The flow of returnees has been unchecked by reports of land mine incidents. On Thursday, a mine-clearance specialist of the Albanian army was injured while trying to defuse an explosive device. Two children were reportedly killed by a land mine near the border inside Albania.
FYR of Macedonia
Around 19,000 refugees returned from the FYR of Macedonia to Kosovo on Thursday, bringing the overall count since last week to more than 116,000.
Also on Thursday, UNHCR briefed visiting British Foreign Minister Robin Cook on humanitarian relief operations in the region.
UNHCR Skopje continued to dispatch aid convoys directly to regional distribution centres in Kosovo.
Meanwhile, humanitarian relief airlifts and overland convoys continued to replenish stocks in Skopje.

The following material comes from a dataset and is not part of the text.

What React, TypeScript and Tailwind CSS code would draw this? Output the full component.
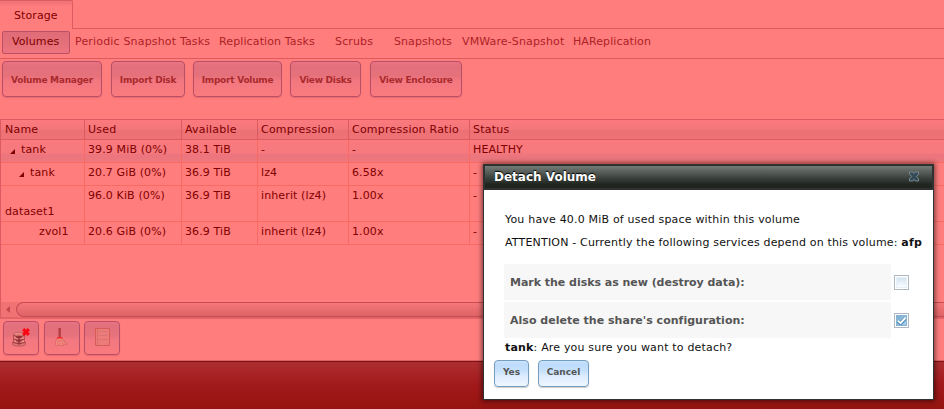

On Thursday, eight trucks transported tents and blankets flown to Skopje airport to warehouses in the capital. Similar items were brought in by trucks travelling overland from Greece.
Republic of Montenegro
Returns from Montenegro are gathering momentum. More than 4,000 Kosovars went back from Montenegro to Kosovo on Thursday. So far, 8,000 Kosovars have returned from Montenegro, with more expected to follow quickly. Many of the returnees had been staying with host families in Ulcinj. Among those who went back on Thursday were 170 Kosovar doctors and their families. UNHCR has appealed to professionals to return and help rebuild Kosovo.
Kosovo Serbs continue to arrive in Montenegro with 234 entering on Thursday. Since 9 June, around 19,000 Serbs in Kosovo have fled to Montenegro. About half of the number proceeded to Serbia.
UNHCR-IOM Humanitarian Evacuation Programme
On Thursday, 350 refugees left Skopje for the USA, bringing the total moved out of the FYR of Macedonia under the programme to 89,982. The programme is now winding down.